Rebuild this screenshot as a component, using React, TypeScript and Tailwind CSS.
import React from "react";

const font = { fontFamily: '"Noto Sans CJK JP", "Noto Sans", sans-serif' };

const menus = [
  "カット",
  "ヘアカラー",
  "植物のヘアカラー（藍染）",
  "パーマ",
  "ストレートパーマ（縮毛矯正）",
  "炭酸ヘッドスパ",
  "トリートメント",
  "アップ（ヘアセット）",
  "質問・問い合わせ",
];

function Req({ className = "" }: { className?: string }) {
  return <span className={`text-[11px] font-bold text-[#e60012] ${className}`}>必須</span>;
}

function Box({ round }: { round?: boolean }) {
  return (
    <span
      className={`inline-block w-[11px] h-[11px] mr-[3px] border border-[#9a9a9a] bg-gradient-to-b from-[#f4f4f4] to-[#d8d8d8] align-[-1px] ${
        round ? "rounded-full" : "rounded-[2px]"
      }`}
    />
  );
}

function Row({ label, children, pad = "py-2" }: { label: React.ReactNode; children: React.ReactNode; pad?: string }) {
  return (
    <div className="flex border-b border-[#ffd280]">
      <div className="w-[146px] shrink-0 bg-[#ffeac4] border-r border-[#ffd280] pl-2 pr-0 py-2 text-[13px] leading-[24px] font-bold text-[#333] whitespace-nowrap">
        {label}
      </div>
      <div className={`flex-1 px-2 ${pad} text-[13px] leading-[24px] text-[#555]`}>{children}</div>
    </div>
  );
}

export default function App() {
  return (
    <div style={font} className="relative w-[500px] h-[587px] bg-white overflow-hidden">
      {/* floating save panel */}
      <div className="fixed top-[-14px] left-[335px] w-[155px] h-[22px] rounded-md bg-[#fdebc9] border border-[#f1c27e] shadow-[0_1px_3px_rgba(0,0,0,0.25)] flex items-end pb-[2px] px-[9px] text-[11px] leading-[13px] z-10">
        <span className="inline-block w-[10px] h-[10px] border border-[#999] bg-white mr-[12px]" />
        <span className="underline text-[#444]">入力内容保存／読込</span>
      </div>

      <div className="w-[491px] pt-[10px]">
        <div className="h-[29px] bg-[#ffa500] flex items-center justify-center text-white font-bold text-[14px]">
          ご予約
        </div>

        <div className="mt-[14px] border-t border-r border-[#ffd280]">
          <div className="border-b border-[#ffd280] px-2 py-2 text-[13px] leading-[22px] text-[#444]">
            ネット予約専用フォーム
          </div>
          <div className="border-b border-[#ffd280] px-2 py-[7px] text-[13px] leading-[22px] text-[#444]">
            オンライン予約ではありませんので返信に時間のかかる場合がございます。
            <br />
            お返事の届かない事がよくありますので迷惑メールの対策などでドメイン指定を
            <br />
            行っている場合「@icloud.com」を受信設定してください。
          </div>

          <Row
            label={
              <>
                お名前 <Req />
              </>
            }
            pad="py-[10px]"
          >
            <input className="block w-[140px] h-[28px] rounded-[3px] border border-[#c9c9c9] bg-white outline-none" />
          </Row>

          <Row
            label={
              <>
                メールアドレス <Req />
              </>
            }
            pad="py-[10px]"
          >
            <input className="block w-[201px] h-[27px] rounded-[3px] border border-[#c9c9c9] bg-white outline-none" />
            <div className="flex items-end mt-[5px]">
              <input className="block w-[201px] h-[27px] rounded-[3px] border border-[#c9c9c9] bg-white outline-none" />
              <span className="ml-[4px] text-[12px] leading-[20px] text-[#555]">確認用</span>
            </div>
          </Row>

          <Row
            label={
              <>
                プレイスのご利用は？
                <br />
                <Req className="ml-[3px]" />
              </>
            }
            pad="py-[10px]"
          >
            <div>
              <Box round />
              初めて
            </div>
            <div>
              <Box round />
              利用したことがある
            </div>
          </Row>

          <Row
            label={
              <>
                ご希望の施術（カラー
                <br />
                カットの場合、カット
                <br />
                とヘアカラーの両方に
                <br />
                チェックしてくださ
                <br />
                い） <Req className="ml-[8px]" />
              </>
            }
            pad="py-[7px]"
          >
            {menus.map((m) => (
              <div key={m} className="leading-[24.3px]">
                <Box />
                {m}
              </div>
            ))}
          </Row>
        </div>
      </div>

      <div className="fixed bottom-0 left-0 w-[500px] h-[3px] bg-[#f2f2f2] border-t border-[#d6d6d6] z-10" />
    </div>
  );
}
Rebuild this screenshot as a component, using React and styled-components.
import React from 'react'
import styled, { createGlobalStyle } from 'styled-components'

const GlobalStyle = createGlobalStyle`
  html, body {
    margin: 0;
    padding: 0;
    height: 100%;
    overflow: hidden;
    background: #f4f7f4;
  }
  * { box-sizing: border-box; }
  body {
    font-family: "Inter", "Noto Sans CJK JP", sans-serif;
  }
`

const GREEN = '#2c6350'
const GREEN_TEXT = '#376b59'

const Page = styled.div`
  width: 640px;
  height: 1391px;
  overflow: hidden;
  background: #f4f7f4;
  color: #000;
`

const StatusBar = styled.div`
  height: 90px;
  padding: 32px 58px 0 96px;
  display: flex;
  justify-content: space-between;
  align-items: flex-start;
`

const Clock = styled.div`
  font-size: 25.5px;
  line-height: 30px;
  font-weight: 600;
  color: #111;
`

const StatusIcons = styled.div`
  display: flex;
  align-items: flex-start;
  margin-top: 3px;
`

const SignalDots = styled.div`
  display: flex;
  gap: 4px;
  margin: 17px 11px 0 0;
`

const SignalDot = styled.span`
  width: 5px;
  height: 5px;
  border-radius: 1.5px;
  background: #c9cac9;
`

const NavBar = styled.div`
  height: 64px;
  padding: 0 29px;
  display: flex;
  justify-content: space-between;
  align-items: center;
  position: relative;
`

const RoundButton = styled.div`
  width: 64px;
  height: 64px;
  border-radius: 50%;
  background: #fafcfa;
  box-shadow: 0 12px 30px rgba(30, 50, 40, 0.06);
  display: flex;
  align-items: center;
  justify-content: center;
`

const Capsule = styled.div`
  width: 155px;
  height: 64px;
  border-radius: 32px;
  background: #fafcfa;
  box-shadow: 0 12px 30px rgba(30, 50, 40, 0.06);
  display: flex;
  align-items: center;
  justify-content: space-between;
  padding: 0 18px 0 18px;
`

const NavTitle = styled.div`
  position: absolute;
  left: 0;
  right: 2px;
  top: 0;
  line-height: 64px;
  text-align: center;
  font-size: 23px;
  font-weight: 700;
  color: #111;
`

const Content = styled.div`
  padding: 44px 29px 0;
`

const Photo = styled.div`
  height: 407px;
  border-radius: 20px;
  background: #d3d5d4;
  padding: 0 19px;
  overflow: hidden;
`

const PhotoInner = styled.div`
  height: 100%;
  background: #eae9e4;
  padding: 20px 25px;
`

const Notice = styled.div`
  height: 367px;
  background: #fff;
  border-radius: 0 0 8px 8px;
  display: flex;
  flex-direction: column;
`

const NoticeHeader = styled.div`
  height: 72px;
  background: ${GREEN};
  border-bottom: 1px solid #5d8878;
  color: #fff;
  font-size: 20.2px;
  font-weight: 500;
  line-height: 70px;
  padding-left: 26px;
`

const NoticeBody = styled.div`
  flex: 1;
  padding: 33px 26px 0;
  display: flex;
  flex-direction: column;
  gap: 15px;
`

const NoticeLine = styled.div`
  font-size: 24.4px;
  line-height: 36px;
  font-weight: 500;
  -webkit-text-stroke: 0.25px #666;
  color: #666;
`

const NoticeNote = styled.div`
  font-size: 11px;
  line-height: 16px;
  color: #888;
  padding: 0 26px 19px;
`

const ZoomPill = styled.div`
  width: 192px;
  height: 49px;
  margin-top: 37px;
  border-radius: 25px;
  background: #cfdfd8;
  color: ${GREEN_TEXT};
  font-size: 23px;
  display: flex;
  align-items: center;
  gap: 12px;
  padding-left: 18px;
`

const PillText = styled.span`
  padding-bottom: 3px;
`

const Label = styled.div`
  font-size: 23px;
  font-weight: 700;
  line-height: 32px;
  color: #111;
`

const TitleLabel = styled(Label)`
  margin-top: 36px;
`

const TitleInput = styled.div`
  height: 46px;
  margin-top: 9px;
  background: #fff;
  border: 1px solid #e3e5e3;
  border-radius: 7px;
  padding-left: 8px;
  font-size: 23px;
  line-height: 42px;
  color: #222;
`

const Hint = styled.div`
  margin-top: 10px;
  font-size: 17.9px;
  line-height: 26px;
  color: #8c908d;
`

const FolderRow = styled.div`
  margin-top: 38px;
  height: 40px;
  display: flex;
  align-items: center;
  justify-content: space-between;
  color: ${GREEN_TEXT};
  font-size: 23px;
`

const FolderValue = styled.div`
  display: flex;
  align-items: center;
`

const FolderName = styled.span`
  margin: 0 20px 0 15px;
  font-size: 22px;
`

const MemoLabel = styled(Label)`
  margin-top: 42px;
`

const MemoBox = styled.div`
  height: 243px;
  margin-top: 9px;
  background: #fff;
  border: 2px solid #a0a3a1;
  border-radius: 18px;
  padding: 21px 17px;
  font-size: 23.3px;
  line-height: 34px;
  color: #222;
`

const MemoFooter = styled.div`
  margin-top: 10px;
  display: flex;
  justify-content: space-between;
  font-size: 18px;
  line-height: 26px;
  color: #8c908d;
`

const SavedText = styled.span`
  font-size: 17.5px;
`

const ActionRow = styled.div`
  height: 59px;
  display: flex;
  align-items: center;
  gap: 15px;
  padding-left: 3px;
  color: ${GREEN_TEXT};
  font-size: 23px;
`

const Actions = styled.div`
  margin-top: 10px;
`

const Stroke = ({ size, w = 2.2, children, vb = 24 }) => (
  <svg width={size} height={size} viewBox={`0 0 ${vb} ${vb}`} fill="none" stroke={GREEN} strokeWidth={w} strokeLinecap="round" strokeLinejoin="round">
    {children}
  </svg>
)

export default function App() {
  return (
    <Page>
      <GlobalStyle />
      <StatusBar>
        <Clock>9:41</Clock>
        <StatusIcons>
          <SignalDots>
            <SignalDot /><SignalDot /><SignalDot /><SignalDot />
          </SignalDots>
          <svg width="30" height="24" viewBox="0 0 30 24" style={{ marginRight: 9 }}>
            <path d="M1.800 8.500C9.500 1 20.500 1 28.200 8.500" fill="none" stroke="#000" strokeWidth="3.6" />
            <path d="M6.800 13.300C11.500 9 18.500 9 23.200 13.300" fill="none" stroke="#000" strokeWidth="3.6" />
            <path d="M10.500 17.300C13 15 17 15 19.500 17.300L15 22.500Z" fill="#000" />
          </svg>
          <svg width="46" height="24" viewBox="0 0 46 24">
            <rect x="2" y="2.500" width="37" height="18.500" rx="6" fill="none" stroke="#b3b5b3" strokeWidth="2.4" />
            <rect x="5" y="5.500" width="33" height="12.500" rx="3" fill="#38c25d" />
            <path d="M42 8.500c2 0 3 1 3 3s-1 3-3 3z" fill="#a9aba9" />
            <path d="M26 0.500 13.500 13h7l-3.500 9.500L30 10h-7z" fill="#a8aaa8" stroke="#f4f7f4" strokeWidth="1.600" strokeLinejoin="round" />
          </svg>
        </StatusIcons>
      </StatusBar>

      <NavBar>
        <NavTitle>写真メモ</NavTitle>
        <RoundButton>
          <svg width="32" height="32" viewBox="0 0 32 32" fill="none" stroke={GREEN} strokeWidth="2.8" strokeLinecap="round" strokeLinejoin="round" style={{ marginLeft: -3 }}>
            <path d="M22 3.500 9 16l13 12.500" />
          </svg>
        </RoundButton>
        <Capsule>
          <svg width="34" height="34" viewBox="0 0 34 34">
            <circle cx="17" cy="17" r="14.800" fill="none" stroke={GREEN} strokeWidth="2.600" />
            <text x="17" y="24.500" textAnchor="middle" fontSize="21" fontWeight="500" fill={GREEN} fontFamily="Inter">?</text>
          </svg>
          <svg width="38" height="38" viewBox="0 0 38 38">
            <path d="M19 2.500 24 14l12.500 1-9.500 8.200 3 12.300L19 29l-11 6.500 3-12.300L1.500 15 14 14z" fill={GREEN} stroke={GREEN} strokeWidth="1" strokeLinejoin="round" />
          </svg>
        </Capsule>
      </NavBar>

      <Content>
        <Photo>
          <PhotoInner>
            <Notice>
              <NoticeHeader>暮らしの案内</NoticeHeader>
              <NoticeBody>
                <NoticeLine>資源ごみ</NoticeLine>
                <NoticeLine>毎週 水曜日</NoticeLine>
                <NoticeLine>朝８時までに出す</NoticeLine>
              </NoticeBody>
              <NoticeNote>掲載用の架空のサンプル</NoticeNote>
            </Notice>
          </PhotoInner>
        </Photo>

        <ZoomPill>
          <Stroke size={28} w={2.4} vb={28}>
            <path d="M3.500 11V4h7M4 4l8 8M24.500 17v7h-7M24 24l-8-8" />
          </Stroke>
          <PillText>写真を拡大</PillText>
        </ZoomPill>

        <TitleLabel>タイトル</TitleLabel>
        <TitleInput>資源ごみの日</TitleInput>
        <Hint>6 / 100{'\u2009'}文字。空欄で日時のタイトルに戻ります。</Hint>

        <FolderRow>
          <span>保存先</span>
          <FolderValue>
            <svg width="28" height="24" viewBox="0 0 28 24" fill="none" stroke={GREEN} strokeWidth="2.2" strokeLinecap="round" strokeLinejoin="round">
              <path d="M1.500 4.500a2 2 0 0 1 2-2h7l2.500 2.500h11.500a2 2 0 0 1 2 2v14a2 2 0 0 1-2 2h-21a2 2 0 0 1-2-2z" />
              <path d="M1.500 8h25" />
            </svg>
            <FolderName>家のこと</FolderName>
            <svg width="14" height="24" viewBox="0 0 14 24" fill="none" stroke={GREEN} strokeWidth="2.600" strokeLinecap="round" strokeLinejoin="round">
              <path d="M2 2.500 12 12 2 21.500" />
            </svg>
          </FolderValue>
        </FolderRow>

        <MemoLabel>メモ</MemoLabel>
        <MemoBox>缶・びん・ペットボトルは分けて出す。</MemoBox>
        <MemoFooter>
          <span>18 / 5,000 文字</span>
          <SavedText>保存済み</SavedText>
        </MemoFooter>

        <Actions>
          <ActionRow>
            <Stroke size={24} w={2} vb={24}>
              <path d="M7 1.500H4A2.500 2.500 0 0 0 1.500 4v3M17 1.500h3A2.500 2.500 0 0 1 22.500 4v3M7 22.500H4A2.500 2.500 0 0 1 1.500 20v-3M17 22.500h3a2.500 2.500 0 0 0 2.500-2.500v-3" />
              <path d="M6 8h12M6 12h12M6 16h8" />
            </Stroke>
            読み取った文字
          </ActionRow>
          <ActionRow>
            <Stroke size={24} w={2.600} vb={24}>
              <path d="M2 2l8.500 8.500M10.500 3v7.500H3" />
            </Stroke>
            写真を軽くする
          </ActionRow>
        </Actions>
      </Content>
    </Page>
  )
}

· · · ·

**Request**
Reproduce the lines exactly, from the line that contains "Rebuild this screenshot as a component, using React and" through the line that contains "const GREEN_TEXT = '#376b59'", and nothing more.

**Answer to the exercise**
Rebuild this screenshot as a component, using React and styled-components.
import React from 'react'
import styled, { createGlobalStyle } from 'styled-components'

const GlobalStyle = createGlobalStyle`
  html, body {
    margin: 0;
    padding: 0;
    height: 100%;
    overflow: hidden;
    background: #f4f7f4;
  }
  * { box-sizing: border-box; }
  body {
    font-family: "Inter", "Noto Sans CJK JP", sans-serif;
  }
`

const GREEN = '#2c6350'
const GREEN_TEXT = '#376b59'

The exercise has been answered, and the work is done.